Going through stages
Sound Tribe Sector 9's digital arty facts
On stage, malignly tagged "livetronica" quintet Sound Tribe Sector 9 has been known for not only unfurling cyclical and cinematic musical passages but also erecting elaborate set pieces littered with projections, candles, floral arrangements and crystals. Yet only recently has the group felt the ambition to distill an equally evocative environmental experience on record.
??
Saddled early on as part of the horrifically named "glowstick-granola connection" — initially known also as "fuzak" or "organica" to jam-band aficionados — STS9 has retreated over time from some of the Mayan spiritualist rhetoric (also the source of STS9's moniker) that the dub-anchored group espoused early in its nearly eight-year arc since forming in Atlanta. It is that move toward insularity that has benefited the group — transplanted to Santa Cruz, Calif., several years ago — as well as this year's self-released Artifact, STS9's first "proper" full-length (as in intentional rather than improvisational compositions). Even as STS9 strove to tap its fount of influences through increasingly technological means, the group gained an unexpected credibility among renowned electronic producers, ultimately serving as raw material for others on Artifact: Perspectives, a remix album.
??
Despite what you might think of a group that dovetails polyrhythms as if channeling space-jazz icon Lonnie Liston Smith through atmospheric drum 'n' bass producer LTJ Bukem and throbbing tribal house draped in (pel)lucid melodies, a blinkeredness of sorts is in a way STS9's roots.
??
"Growing up in Stone Mountain, there's not a lot of outward searching you can do," admits guitarist Hunter Brown by phone from the group's practice space, a converted 700-square-foot chicken shack. "In Georgia, I was always in my headphones, in my bedrooms playing to some old record."
??
That thought echoes a comment logged way back in 2002 by bassist David Murphy: "In the suburbs, there's no one culture, but every culture, so bored kids can end up pulled into anything from the spectrum."
??
Now replace the word "suburbs" with "laptop and Internet world" to get a better idea of where STS9 has segued. Compulsively carting digital recording paraphernalia like some stoners do hacky sacks, the members of STS9 culled recordings from whatever spare moment they were afforded. Instead of an attempt to replicate a live show or calcify songs in unison, the members of STS9 spent the better part of 20 months individually collecting the snapshots they could transform into the stop-action vignettes of Artifacts.

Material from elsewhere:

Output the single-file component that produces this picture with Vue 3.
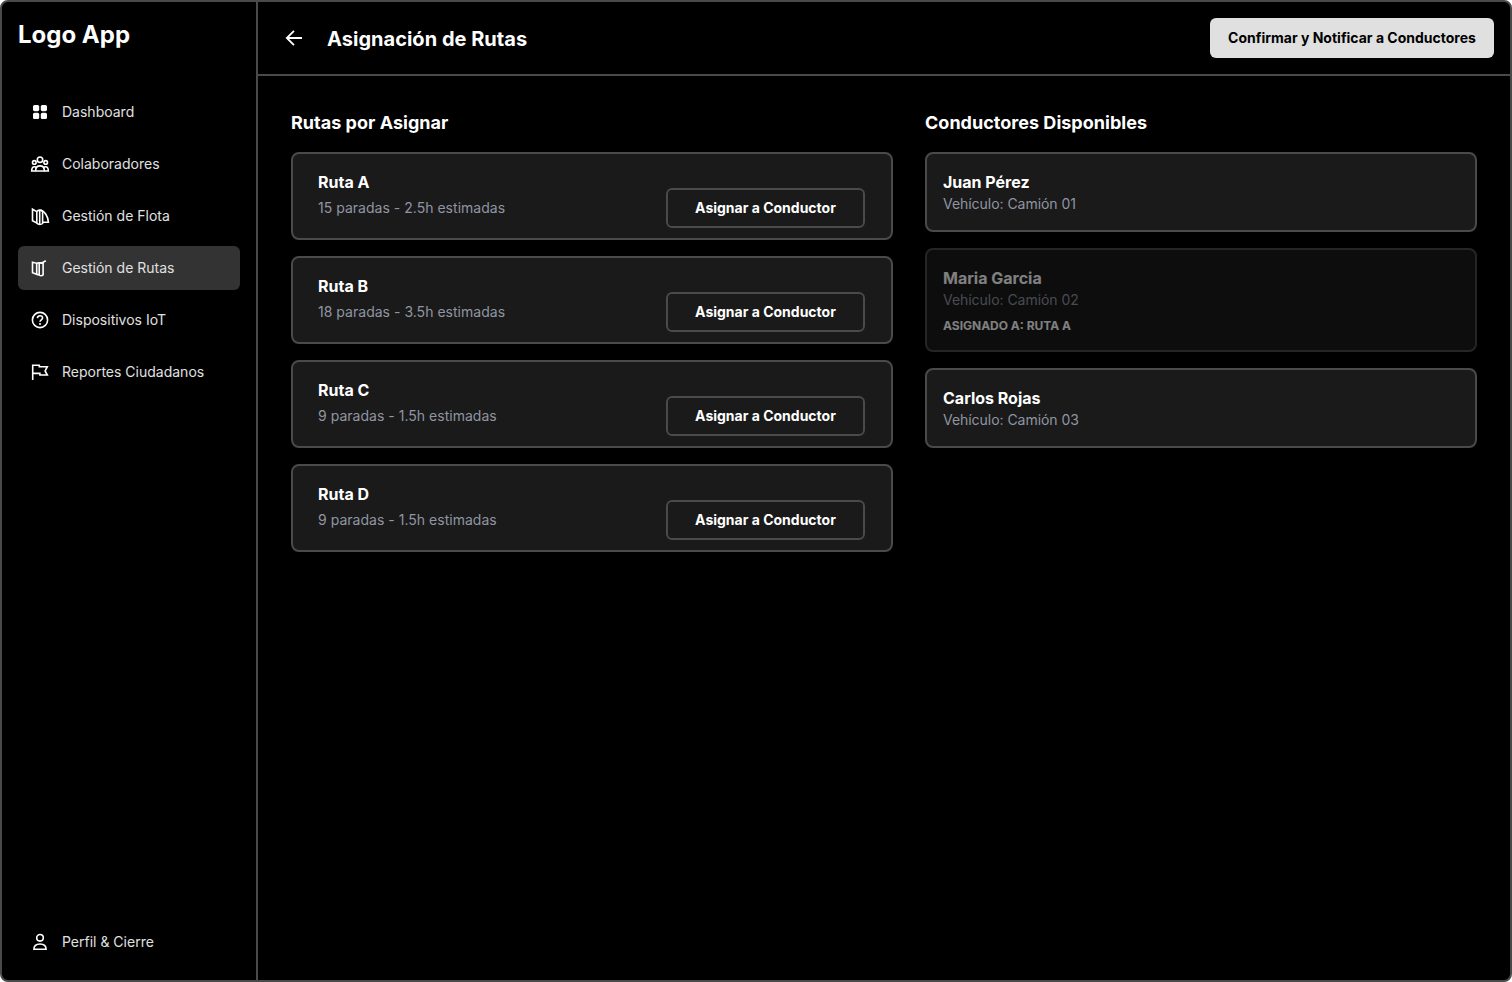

The resulting 20 tracks palpitate with converged acoustics under a digitally applied sheen, bringing to mind Boards of Canada, Telefon Tel Aviv and Groove Collective, far before Aquarium Rescue Unit or Phish.
??
Unlike that of stage performance, this process allowed the opportunity for the group to roll back and further indulge a freak fancy or two conceived in the years on the road with a number of seemingly disparate artists such as Woodstock-based producer Richard Devine, who admits gaining valuable insight from the remix process.
??
Musical immersion in Georgia at Yin Yang Café and other venues established the "dirty, nasty, uhhhhh" in STS9's live presence — "Because you got outside and you were immediately sweating," jokes Brown. But California has contributed more of a diaphanous studio approach, allowing the group to nimbly alternate between furthering and countering themes, alludes percussionist Jeffree Lerner. The consuming digital culture has further allowed STS9 to juggle divergent musical conversations while evolving an aggregate aesthetic. Now a host of remixers — including Machinedrum, Slicker, Ming + FS, Bill Laswell, ATLiens Collective Efforts and STS9 stagemates Sub-ID and Eliot Lipp, among others — have further extrapolated STS9's periodic charts into a collection of balmy pinings and sweat-bead helixes.
??
Following a model successful for several U.K./European boutique labels, STS9 has shifted attention to showcasing the band as but one of many peers taking on and taking off on each other's styles of production, using digital means to create music as release as well as musical releases. While unlikely to avoid at least mild derision as long as "livetronica" is shackled to hippie-ish connotations, STS9 still seems to have charted longevity by incorporating open-ended technology and open-minded collaborations to establish a hub primarily focused on furthering the "sound" and, therefore, as a byproduct, expanding the "tribe."